__PROBLEM TO WORK ON__
Go through the lines below. Copy those with "components".

__DATA SECTION__
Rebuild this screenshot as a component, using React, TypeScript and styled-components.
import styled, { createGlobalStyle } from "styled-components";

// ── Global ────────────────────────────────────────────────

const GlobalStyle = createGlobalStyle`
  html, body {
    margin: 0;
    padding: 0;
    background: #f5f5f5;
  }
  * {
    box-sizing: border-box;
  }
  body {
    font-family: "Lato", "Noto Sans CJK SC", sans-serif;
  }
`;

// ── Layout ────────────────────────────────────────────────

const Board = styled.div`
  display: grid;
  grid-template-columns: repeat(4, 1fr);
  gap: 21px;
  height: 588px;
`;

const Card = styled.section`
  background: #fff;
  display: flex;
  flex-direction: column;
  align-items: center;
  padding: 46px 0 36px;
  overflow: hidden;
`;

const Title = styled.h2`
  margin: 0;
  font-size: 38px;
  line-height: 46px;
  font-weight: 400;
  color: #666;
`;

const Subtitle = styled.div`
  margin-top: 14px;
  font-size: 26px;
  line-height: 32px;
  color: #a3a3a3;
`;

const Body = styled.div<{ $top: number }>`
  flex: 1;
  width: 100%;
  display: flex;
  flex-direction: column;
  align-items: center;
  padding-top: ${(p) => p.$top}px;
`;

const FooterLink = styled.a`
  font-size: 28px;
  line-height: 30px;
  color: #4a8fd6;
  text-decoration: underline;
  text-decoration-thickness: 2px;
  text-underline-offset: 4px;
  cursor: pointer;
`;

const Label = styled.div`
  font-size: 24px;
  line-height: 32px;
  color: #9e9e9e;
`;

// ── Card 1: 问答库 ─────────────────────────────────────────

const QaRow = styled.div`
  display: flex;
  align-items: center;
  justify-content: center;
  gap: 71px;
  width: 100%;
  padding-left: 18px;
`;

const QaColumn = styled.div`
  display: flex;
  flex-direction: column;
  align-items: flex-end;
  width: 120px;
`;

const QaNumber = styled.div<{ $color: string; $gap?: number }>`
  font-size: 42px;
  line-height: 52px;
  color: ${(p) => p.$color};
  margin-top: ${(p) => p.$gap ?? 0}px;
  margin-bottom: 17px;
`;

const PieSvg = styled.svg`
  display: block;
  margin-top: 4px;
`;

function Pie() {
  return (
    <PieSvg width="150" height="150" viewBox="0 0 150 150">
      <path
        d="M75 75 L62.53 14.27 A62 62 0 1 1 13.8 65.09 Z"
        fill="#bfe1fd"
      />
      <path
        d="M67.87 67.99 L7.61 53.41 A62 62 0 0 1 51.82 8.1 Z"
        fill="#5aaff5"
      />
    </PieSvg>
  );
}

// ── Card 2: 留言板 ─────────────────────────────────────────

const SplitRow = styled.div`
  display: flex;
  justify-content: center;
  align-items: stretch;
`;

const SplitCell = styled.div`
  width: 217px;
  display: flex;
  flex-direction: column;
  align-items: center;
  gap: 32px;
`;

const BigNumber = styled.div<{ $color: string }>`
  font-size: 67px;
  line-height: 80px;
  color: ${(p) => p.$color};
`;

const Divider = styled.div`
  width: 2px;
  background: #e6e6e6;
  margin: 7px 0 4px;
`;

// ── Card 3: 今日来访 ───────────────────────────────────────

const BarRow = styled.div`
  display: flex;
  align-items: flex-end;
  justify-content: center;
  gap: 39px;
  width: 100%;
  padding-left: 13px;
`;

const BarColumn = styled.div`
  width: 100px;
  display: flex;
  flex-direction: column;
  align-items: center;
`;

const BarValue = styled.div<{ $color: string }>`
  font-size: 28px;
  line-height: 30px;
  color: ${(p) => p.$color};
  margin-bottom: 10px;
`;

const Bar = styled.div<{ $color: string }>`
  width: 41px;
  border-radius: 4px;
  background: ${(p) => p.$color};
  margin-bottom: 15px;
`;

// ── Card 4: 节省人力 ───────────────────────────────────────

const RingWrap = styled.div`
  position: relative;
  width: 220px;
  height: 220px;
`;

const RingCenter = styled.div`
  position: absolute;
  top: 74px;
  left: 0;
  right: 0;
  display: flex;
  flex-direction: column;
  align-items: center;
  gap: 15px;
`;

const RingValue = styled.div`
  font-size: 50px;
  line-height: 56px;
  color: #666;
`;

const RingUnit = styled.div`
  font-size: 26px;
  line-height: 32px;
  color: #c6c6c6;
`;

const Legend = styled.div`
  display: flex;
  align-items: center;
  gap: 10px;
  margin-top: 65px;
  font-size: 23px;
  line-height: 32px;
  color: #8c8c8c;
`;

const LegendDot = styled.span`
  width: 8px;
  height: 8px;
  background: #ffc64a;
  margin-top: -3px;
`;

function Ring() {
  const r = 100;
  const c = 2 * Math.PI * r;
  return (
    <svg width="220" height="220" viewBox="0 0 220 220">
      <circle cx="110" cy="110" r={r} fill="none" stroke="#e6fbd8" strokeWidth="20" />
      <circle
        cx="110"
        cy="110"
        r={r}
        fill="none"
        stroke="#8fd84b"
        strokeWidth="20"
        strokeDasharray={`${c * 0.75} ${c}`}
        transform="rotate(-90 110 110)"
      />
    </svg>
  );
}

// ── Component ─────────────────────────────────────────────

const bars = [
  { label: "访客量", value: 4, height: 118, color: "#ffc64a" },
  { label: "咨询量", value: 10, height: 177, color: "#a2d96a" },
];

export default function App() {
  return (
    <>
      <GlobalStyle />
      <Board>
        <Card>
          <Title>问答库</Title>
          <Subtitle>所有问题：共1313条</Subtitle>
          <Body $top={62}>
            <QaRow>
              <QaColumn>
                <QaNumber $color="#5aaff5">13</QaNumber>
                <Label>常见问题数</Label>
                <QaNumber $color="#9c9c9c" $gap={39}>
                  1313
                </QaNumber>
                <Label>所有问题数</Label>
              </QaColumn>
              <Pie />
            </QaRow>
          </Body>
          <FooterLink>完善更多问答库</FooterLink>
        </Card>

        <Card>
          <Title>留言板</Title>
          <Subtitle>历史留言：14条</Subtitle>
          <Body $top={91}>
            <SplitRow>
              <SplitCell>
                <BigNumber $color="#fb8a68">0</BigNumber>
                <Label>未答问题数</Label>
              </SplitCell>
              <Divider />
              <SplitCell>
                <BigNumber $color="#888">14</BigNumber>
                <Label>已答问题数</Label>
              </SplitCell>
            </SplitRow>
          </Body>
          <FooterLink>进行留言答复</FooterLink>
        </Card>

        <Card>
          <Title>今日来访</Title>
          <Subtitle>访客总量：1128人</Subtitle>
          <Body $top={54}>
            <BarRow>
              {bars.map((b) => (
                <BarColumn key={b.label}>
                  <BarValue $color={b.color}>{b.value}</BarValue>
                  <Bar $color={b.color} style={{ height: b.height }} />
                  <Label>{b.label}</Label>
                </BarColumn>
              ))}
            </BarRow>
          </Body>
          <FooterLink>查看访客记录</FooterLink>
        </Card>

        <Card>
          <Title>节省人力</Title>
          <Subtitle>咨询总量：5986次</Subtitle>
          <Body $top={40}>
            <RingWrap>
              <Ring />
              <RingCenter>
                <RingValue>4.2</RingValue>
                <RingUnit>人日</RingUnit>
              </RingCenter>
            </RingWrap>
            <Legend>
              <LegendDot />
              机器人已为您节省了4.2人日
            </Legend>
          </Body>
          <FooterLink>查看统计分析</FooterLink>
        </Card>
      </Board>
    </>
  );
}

__REPLY TO THE EXERCISE__
Rebuild this screenshot as a component, using React, TypeScript and styled-components.
import styled, { createGlobalStyle } from "styled-components";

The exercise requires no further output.